L’emotività dell’incredibile attrice, figlia della vittima innocente Gaetano Montanino, creano indubbiamente una situazione particolare. Il personaggio di Catarina riesce a raccontarsi facendo respirare ciò che è al pubblico e anche a tutti i protagonisti che cercano quasi di evitare il suo silenzio. Stare zitti, come dice la stessa Madre Coraggio, è l’unica soluzione. Ma Catarina parla, aderisce alle cose pur senza poterle definire. Catarina ci appartiene: è la dimostrazione concreta che anche un cuore spezzato può continuare a battere e a lottare per salvare altri cuori.
Tutti i personaggi dello spettacolo con le loro caratteristiche e peculiarità riescono ad essere allo stesso tempo domande e risposte. Tanti i punti interrogativi, tante le riflessioni con cui il pubblico torna a casa.
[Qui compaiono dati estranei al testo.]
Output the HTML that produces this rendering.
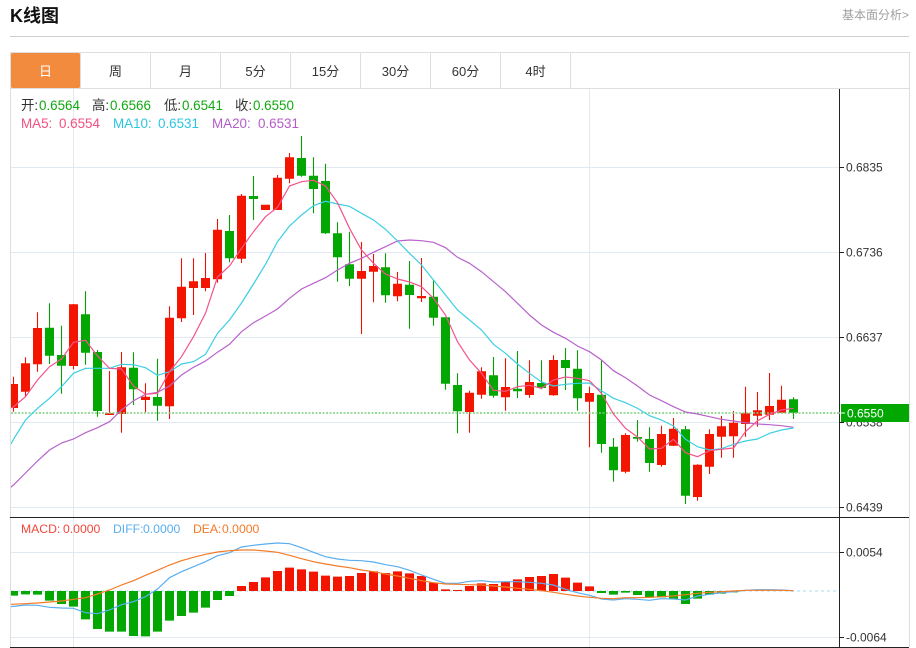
<!DOCTYPE html>
<html lang="zh"><head><meta charset="utf-8"><title>K线图</title>
<style>
html,body{margin:0;padding:0;background:#fff;width:916px;height:648px;overflow:hidden}
svg{display:block}
text{font-family:"Liberation Sans","Noto Sans CJK SC",sans-serif}
</style></head><body>
<svg width="916" height="648" viewBox="0 0 916 648" xmlns="http://www.w3.org/2000/svg">
<defs><clipPath id="c"><rect x="11" y="89" width="828" height="558"/></clipPath></defs>
<text x="10" y="22" font-size="18" font-weight="bold" fill="#111">K线图</text>
<text x="842" y="19" font-size="12" fill="#a0a0a0">基本面分析&gt;</text>
<path d="M10 36.5H909" stroke="#cfcfcf" fill="none"/>
<!-- tabs -->
<path d="M10.5 647V52.5H909.5V647M10 88.5H910M80.5 53V88M150.5 53V88M220.5 53V88M290.5 53V88M360.5 53V88M430.5 53V88M500.5 53V88M570.5 53V88" stroke="#dedede" fill="none"/>
<rect x="11" y="53" width="69" height="35" rx="1.5" fill="#f38b3e"/>
<g font-size="13" fill="#333" text-anchor="middle">
<text x="45.5" y="76" fill="#fff">日</text><text x="115.5" y="76">周</text><text x="185.5" y="76">月</text><text x="255.5" y="76">5分</text><text x="325.5" y="76">15分</text><text x="395.5" y="76">30分</text><text x="465.5" y="76">60分</text><text x="535.5" y="76">4时</text>
</g>
<!-- grid -->
<path d="M11 167.5H839M11 252.5H839M11 337.5H839M11 422.5H839M11 507.5H839M11 552.5H839M11 637.5H839M73.5 89V647M589.5 89V647" stroke="#e1eaf2" fill="none"/>
<g clip-path="url(#c)">
<!-- red wicks -->
<path fill="none" stroke="#ea1407" stroke-width="1.1" d="M13.5 376.7V411.7M25.5 357.3V396.7M37.5 312.3V371.7M73.5 304V369.3M109.5 371V415M121.5 352V432.7M145.5 383.3V412M169.5 306.3V419M181.5 258.3V322M193.5 258.3V315M205.5 253V291.3M217.5 219V282.7M241.5 194V263M277.5 175V210M289.5 153V183.3M361.5 242V334M373.5 254V302.3M397.5 272V301.3M421.5 258V302M469.5 390.7V432.7M481.5 367.3V398.7M505.5 358.3V410.7M529.5 360.3V397.7M553.5 355.3V395.7M589.5 386.7V447.3M625.5 433.3V473.3M661.5 425.7V466.7M673.5 418V446M697.5 464.3V500.7M709.5 429.3V474M721.5 416V457.7M733.5 411V457.7M745.5 386.7V436.7M757.5 392V426.7M769.5 373V420M781.5 385.7V413.3"/>
<!-- red bodies -->
<path fill="none" stroke="#f41500" stroke-width="9" d="M13.5 384V408M25.5 363.3V391.7M37.5 328V364.3M73.5 304.3V366M109.5 413.3V415M121.5 367.3V414M145.5 396.7V400M169.5 317.7V406.3M181.5 286.7V318.3M193.5 281.3V288M205.5 278V288M217.5 229.7V279.3M241.5 195.7V258.7M265.5 204.7V210M277.5 177.7V210M289.5 157.3V178.7M361.5 271V278.7M373.5 266V271.7M397.5 283.7V296.3M421.5 296V298.3M469.5 392.7V412M481.5 371.3V394.7M505.5 387V397.3M529.5 382V395M553.5 360V395.3M589.5 393V401.7M625.5 435V471.7M661.5 434V465M673.5 428.7V445.7M697.5 464.7V497M709.5 434V466.7M721.5 426.3V436.7M733.5 422.7V436.3M745.5 413.3V424M757.5 410.3V415.7M769.5 406V414.7M781.5 399.7V412.7"/>
<!-- green wicks -->
<path fill="none" stroke="#0a9a0a" stroke-width="1.1" d="M49.5 303.3V364M61.5 325.7V393.7M85.5 291.3V364.7M97.5 350V416.7M133.5 352.3V405M157.5 358.7V420.7M229.5 215V262.3M253.5 176V220M301.5 136V176.7M313.5 157.3V213.3M325.5 163.7V234M337.5 222.3V281.7M349.5 231.7V286M385.5 253.3V302.7M409.5 261V328.7M433.5 280V325.7M445.5 317.3V389.7M457.5 373.3V433.3M493.5 357V397.7M517.5 351V398M541.5 360.3V389.3M565.5 348V390M577.5 350.3V410.7M601.5 360.3V452.7M613.5 438V481.7M637.5 420V441.7M649.5 427.3V471.7M685.5 426V504M793.5 397.3V419"/>
<!-- green bodies -->
<path fill="none" stroke="#02a702" stroke-width="9" d="M49.5 327.7V355.7M61.5 355V365.7M85.5 314.3V352.7M97.5 352V411M133.5 367.7V389.3M157.5 397V405.7M229.5 231V258.3M253.5 196V199M301.5 158V175.7M313.5 175.7V189M325.5 181V233.3M337.5 233.3V257.3M349.5 264.3V278.7M385.5 267.3V295.3M409.5 284.7V295M433.5 296.7V317.7M445.5 317.3V383.7M457.5 385V411.3M493.5 375.3V395.7M517.5 388.7V391.3M541.5 383V388M565.5 360V368M577.5 368.7V398.3M601.5 394.7V444M613.5 446.7V470.3M637.5 437V438.7M649.5 439V463M685.5 429.3V495.7M793.5 399.3V412.7"/>
<!-- price line -->
<path d="M11 413H839" stroke="#7fcf7f" stroke-width="1.6" stroke-dasharray="2 1.5" fill="none"/>
<!-- MA20 -->
<polyline fill="none" stroke="#b962cc" stroke-width="1.2" points="10,488 13.5,485 25.5,473 37.5,461 49.5,450 61.5,443 73.5,439 85.5,432.7 97.5,427.7 109.5,421.7 121.5,410 133.5,400.7 145.5,394.3 157.5,392.3 169.5,386 181.5,375 193.5,367.3 205.5,361 217.5,352.2 229.5,344.3 241.5,331.7 253.5,322.7 265.5,316 277.5,309 289.5,298.3 301.5,289 313.5,283.3 325.5,277.7 337.5,270 349.5,263.3 361.5,258.3 373.5,252.3 385.5,246.7 397.5,241 409.5,240 421.5,240.7 433.5,242.3 445.5,247.7 457.5,257.3 469.5,263.3 481.5,271.7 493.5,281.7 505.5,291.7 517.5,303.3 529.5,315 541.5,325 553.5,332.3 565.5,338.3 577.5,346 589.5,351.7 601.5,360 613.5,370.7 625.5,377.7 637.5,386 649.5,395 661.5,400.7 673.5,406.7 685.5,412 697.5,414 709.5,416.7 721.5,419.3 733.5,421 745.5,422.7 757.5,424 769.5,424.7 781.5,425.7 793.5,427.3"/>
<!-- MA10 -->
<polyline fill="none" stroke="#3ccfe4" stroke-width="1.2" points="11,444 13.5,439.3 25.5,420 37.5,408.3 49.5,398.3 61.5,386.7 73.5,373.3 85.5,368.3 97.5,368.3 109.5,368.3 121.5,364.3 133.5,364.7 145.5,367.7 157.5,375.3 169.5,371.7 181.5,364 193.5,361.7 205.5,354.3 217.5,333.3 229.5,320 241.5,303 253.5,284 265.5,264.3 277.5,241.7 289.5,226 301.5,215 313.5,205.7 325.5,201.3 337.5,204 349.5,206.3 361.5,213.3 373.5,220 385.5,229.3 397.5,241 409.5,253.3 421.5,265 433.5,280 445.5,295 457.5,310 469.5,320 481.5,330 493.5,344.3 505.5,353.3 517.5,364 529.5,373.3 541.5,382 553.5,386 565.5,384.3 577.5,383.3 589.5,383 601.5,390.7 613.5,398.3 625.5,402.7 637.5,408.3 649.5,415.7 661.5,420 673.5,426 685.5,439.3 697.5,446.7 709.5,450 721.5,448.7 733.5,444.3 745.5,441 757.5,439 769.5,433.3 781.5,430 793.5,428"/>
<!-- MA5 -->
<polyline fill="none" stroke="#f4548b" stroke-width="1.2" points="11,408 13.5,406.7 25.5,396.7 37.5,380 49.5,366.7 61.5,359 73.5,342.3 85.5,340.3 97.5,356 109.5,368.3 121.5,369 133.5,386 145.5,394.3 157.5,393.3 169.5,371.7 181.5,356.7 193.5,336.7 205.5,313.3 217.5,277 229.5,266 241.5,248.3 253.5,231.7 265.5,216.7 277.5,207.3 289.5,186 301.5,181.7 313.5,180.3 325.5,186 337.5,202.7 349.5,228.3 361.5,250 373.5,263.3 385.5,274 397.5,279 409.5,282 421.5,286.7 433.5,298.3 445.5,315 457.5,341.7 469.5,360 481.5,373.3 493.5,390.3 505.5,391.3 517.5,386.7 529.5,385.3 541.5,388.3 553.5,380 565.5,377 577.5,378.3 589.5,380.7 601.5,393.3 613.5,414 625.5,428.3 637.5,437 649.5,449 661.5,448.3 673.5,439.3 685.5,452.7 697.5,456.7 709.5,450.7 721.5,449.3 733.5,448 745.5,431.7 757.5,420.7 769.5,414.3 781.5,410 793.5,408.3"/>
<!-- MACD, y in 3x units -->
<g transform="translate(0 510) scale(1 .33333)">
<path vector-effect="non-scaling-stroke" d="M11 243H839" stroke="#c5e6f2" stroke-width="1.6" stroke-dasharray="3 3" fill="none"/>
<path vector-effect="non-scaling-stroke" fill="none" stroke="#02a702" stroke-width="9" d="M13.5 243V257M25.5 243V253M37.5 243V254M49.5 243V272M61.5 243V282M73.5 243V290M85.5 243V328M97.5 243V357M109.5 243V365M121.5 243V365M133.5 243V378M145.5 243V379M157.5 243V365M169.5 243V332M181.5 243V318M193.5 243V308M205.5 243V293M217.5 243V270M229.5 243V258M601.5 243V249M613.5 243V254M625.5 243V248M637.5 243V255M649.5 243V263M661.5 243V262M673.5 243V267M685.5 243V282M697.5 243V266M709.5 243V254M721.5 243V251M733.5 243V247"/>
<path vector-effect="non-scaling-stroke" fill="none" stroke="#f41500" stroke-width="9" d="M241.5 243V228M253.5 243V216M265.5 243V202M277.5 243V183M289.5 243V173M301.5 243V178M313.5 243V185M325.5 243V197M337.5 243V200M349.5 243V198M361.5 243V189M373.5 243V184M385.5 243V189M397.5 243V184M409.5 243V190M421.5 243V198M433.5 243V218M445.5 243V238M457.5 243V240M469.5 243V228M481.5 243V220M493.5 243V222M505.5 243V215M517.5 243V208M529.5 243V201M541.5 243V198M553.5 243V192M565.5 243V203M577.5 243V218M589.5 243V229"/>
<polyline vector-effect="non-scaling-stroke" fill="none" stroke="#5aaef0" stroke-width="1.2" points="11,290 25.5,285 37.5,286 49.5,292 61.5,294 73.5,295 85.5,308 97.5,311 109.5,300 121.5,284 133.5,275 145.5,260 157.5,237 169.5,203 181.5,185 193.5,170 205.5,155 217.5,137 229.5,128 241.5,111 253.5,106 265.5,102 277.5,99 289.5,101 301.5,113 313.5,127 325.5,140 337.5,147 349.5,151 361.5,152 373.5,156 385.5,164 397.5,170 409.5,181 421.5,195 433.5,208 445.5,220 457.5,220 469.5,214 481.5,212 493.5,216 505.5,215 517.5,215 529.5,217 541.5,220 553.5,225 565.5,238 577.5,248 589.5,256 601.5,267 613.5,270 625.5,266 637.5,268 649.5,271 661.5,266 673.5,267 685.5,270 697.5,258 709.5,253 721.5,248 733.5,245 745.5,241 757.5,239 769.5,239 781.5,240 793.5,242"/>
<polyline vector-effect="non-scaling-stroke" fill="none" stroke="#f47a26" stroke-width="1.2" points="11,283 25.5,281 37.5,279 49.5,276 61.5,273 73.5,268 85.5,263 97.5,252 109.5,240 121.5,225 133.5,212 145.5,196 157.5,181 169.5,165 181.5,152 193.5,142 205.5,133 217.5,126 229.5,122 241.5,120 253.5,120 265.5,123 277.5,127 289.5,136 301.5,146 313.5,155 325.5,162 337.5,168 349.5,173 361.5,180 373.5,185 385.5,192 397.5,198 409.5,205 421.5,212 433.5,218 445.5,222 457.5,223 469.5,224 481.5,225 493.5,228 505.5,231 517.5,235 529.5,238 541.5,242 553.5,247 565.5,253 577.5,258 589.5,262 601.5,265 613.5,266 625.5,263 637.5,263 649.5,262 661.5,260 673.5,258 685.5,254 697.5,250 709.5,247 721.5,245 733.5,243 745.5,241 757.5,241 769.5,241 781.5,241 793.5,242"/>
</g>
</g>
<!-- axis -->
<path d="M839.5 89V647M10 517.5H909M10 647.5H909M839 167.5H844M839 252.5H844M839 337.5H844M839 422.5H844M839 507.5H844M839 552.5H844M839 637.5H844" stroke="#222" fill="none"/>
<g font-size="12" fill="#333">
<text x="846" y="171.5">0.6835</text><text x="846" y="256.5">0.6736</text><text x="846" y="341.5">0.6637</text><text x="846" y="426.5">0.6538</text><text x="846" y="511.5">0.6439</text><text x="846" y="556.5">0.0054</text><text x="846" y="641.5">-0.0064</text>
</g>
<rect x="841" y="404" width="68" height="18" fill="#02a702"/>
<path d="M839 413H845" stroke="#fff"/>
<text x="847" y="417.5" font-size="12" fill="#fff">0.6550</text>
<!-- legends -->
<g font-size="13.4">
<g fill="#333"><text x="21" y="110">开:</text><text x="92" y="110">高:</text><text x="164" y="110">低:</text><text x="235" y="110">收:</text></g>
<g fill="#12a812"><text x="39" y="110">0.6564</text><text x="110" y="110">0.6566</text><text x="182" y="110">0.6541</text><text x="253" y="110">0.6550</text></g>
<g fill="#f2507f"><text x="21" y="128">MA5:</text><text x="59" y="128">0.6554</text></g>
<g fill="#2cc5e0"><text x="113" y="128">MA10:</text><text x="158" y="128">0.6531</text></g>
<g fill="#b55bc8"><text x="212" y="128">MA20:</text><text x="258" y="128">0.6531</text></g>
</g>
<g font-size="12.2">
<g fill="#f3463a"><text x="21" y="533">MACD:</text><text x="63" y="533">0.0000</text></g>
<g fill="#5aaef0"><text x="113" y="533">DIFF:</text><text x="143" y="533">0.0000</text></g>
<g fill="#f47a26"><text x="193" y="533">DEA:</text><text x="222" y="533">0.0000</text></g>
</g>
</svg>
</body></html>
Sulla scena non si racconta la storia di un singolo uomo, ma la storia dell’umanità. Nessun elenco di vittime innocenti, ma intensa riflessione sul loro numero che continua ad aumentare, profonda attenzione ai loro volti e alle loro storie.
Quando lo spettacolo è finito, mi ha fatto male il cuore. Come tutti, avevo provato a nascondere una parte della mia anima, ma è stato inutile. Mi sono ustionata, ho sentito fitte ad ogni singolo sparo. Il dolore però non mi ha fatto paura. Non riesco ad aggiungere altro.
“Mater Camorra e i suoi figli” replicherà al TIN di Napoli ancora oggi 10 e domani 11 maggio 2014. Riappropriatevi della bellezza dell’umanità: non perdetevi questo piccolo gioiello.